Since autocratic attitude of officials are negative one in almost 99% office's, therefore having a negative attitudes towards RTI application and information seekers, with the blessings of FAA. Further the controlling authority or head of departments do not have any regards towards the RTI Act. Even in my opinion, the Central Information commission has also lost his relevance towards the implementation of the Act.
Meenal Mamdani
1 year ago
I laud the efforts of Ms Deshmukh and other RTI activists in pushing for this effort to shed light on govt decisions and actions.
I feel that this effort needs to be combined with organizations focused on specific malfeasance in the public sphere.
India has an organization ipaidabribe.com but all the complaints that are registered on the website are never followed up.
Is it because the complaints have no merit? Or is it because the complainant does not have the time and money to follow it up?

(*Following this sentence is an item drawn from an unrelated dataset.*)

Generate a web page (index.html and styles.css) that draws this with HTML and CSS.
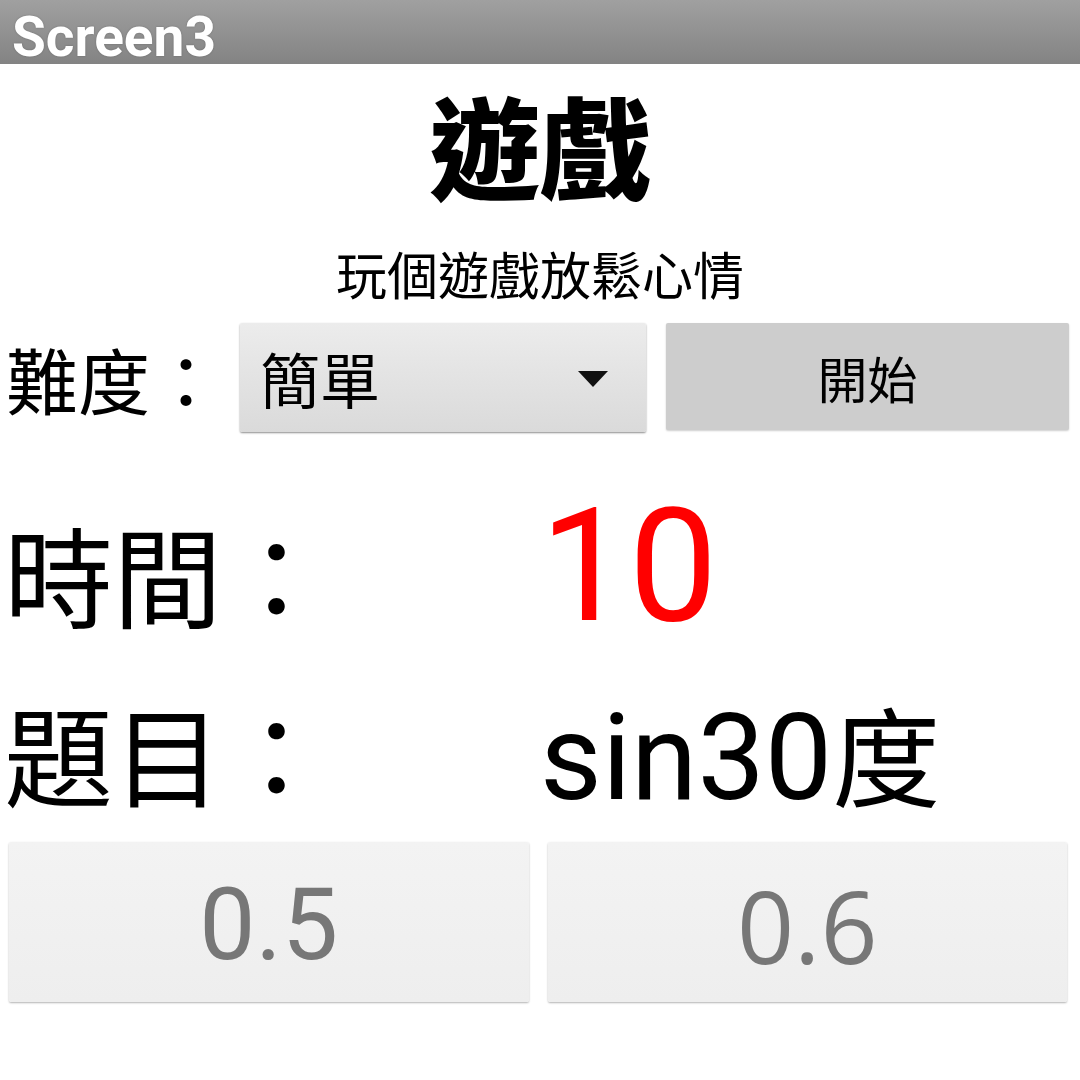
FILE: index.html
```html
<!DOCTYPE html>
<html lang="zh-Hant">
<head>
<meta charset="utf-8">
<title>Screen3</title>
<link rel="stylesheet" href="styles.css">
</head>
<body>
<div class="screen">
  <header class="titlebar">Screen3</header>
  <h1 class="title">遊戲</h1>
  <p class="subtitle">玩個遊戲放鬆心情</p>
  <div class="controls">
    <span class="level-label">難度：</span>
    <div class="spinner">
      <span class="spinner-text">簡單</span>
      <svg class="spinner-arrow" width="30" height="16" viewBox="0 0 30 16"><polygon points="0,0 30,0 15,16" fill="#111"/></svg>
    </div>
    <button class="start-btn">開始</button>
  </div>
  <div class="info-row time-row">
    <span class="info-label">時間：</span>
    <span class="time-value">10</span>
  </div>
  <div class="info-row question-row">
    <span class="info-label">題目：</span>
    <span class="question-value"><span class="latin">sin30</span>度</span>
  </div>
  <div class="answers">
    <button class="answer answer-a">0.5</button>
    <button class="answer answer-b">0.6</button>
  </div>
</div>
</body>
</html>
```
FILE: styles.css
```css
html, body {
  margin: 0;
  padding: 0;
  background: #ffffff;
}
.screen {
  width: 1080px;
  height: 1080px;
  overflow: hidden;
  font-family: "Noto Sans CJK TC", "Noto Sans", sans-serif;
  color: #000;
}
.titlebar {
  height: 64px;
  box-sizing: border-box;
  padding-left: 12px;
  background: linear-gradient(#a0a0a0, #838383);
  color: #ffffff;
  font-family: Roboto, "Liberation Sans", sans-serif;
  font-weight: 700;
  font-size: 55px;
  line-height: 74px;
  overflow: hidden;
  text-shadow: 0 0 2px rgba(0,0,0,0.25);
}
.title {
  margin: 0;
  height: 160px;
  line-height: 160px;
  text-align: center;
  font-size: 111px;
  font-weight: 900;
}
.subtitle {
  margin: 0;
  height: 98px;
  line-height: 98px;
  text-align: center;
  font-size: 51px;
}
.controls {
  display: flex;
  align-items: center;
  height: 109px;
  margin-top: 1px;
  padding-left: 6px;
  padding-right: 11px;
}
.level-label {
  font-size: 72px;
  width: 234px;
  line-height: 109px;
}
.spinner {
  width: 406px;
  height: 109px;
  box-sizing: border-box;
  display: flex;
  align-items: center;
  justify-content: space-between;
  padding: 0 38px 0 20px;
  background: linear-gradient(#ececec, #dadada);
  border-radius: 2px;
  box-shadow: 0 1px 2px rgba(0,0,0,0.45);
}
.spinner-text {
  font-size: 60px;
  line-height: 1;
}
.spinner-arrow {
  margin-top: 2px;
}
.start-btn {
  margin-left: 20px;
  flex: 1;
  height: 107px;
  align-self: flex-start;
  border: none;
  border-radius: 2px;
  background: #cdcdcd;
  box-shadow: 0 1px 2px rgba(0,0,0,0.2);
  font-family: "Noto Sans CJK TC", sans-serif;
  font-size: 50px;
  color: #000;
  padding: 0;
}
.info-row {
  display: flex;
  align-items: baseline;
  padding-left: 4px;
}
.info-label {
  width: 536px;
  font-size: 109px;
  line-height: 1;
}
.time-row {
  margin-top: 55px;
}
.time-value {
  font-family: Roboto, "Liberation Sans", sans-serif;
  font-size: 158px;
  line-height: 1;
  color: #ff0000;
}
.question-row {
  margin-top: 52px;
}
.question-value {
  font-size: 108px;
  line-height: 1;
}
.latin {
  font-family: Roboto, "Liberation Sans", sans-serif;
  font-size: 120px;
}
.answers {
  display: flex;
  gap: 19px;
  padding: 0 13px 0 9px;
  margin-top: 24px;
}
.answer {
  flex: 1;
  height: 160px;
  border: none;
  border-radius: 2px;
  background: linear-gradient(#f3f3f3, #eeeeee);
  box-shadow: 0 1px 2px rgba(0,0,0,0.3);
  color: #777777;
  font-size: 100px;
  padding: 6px 0 0 0;
  line-height: 1;
}
.answer-a {
  font-family: Roboto, sans-serif;
}
.answer-b {
  font-family: "Open Sans", sans-serif;
}
```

Indians should be focusing on not only exposing wrongdoings but also helping the complainants to take the complaint up the channels till there is a resolution.
We need an organization with paid staff to follow up and report on these complaints. Surely there are philanthropist who will fund such a body.
I hope Ms Deshmukh realizes that most ordinary citizens do not have the time, energy, money, etc to push their grievance up the channel until it is resolved.
Why not allow the aggrieved citizen to pay a subsidized amount for the work involved to push the complaint to its conclusion?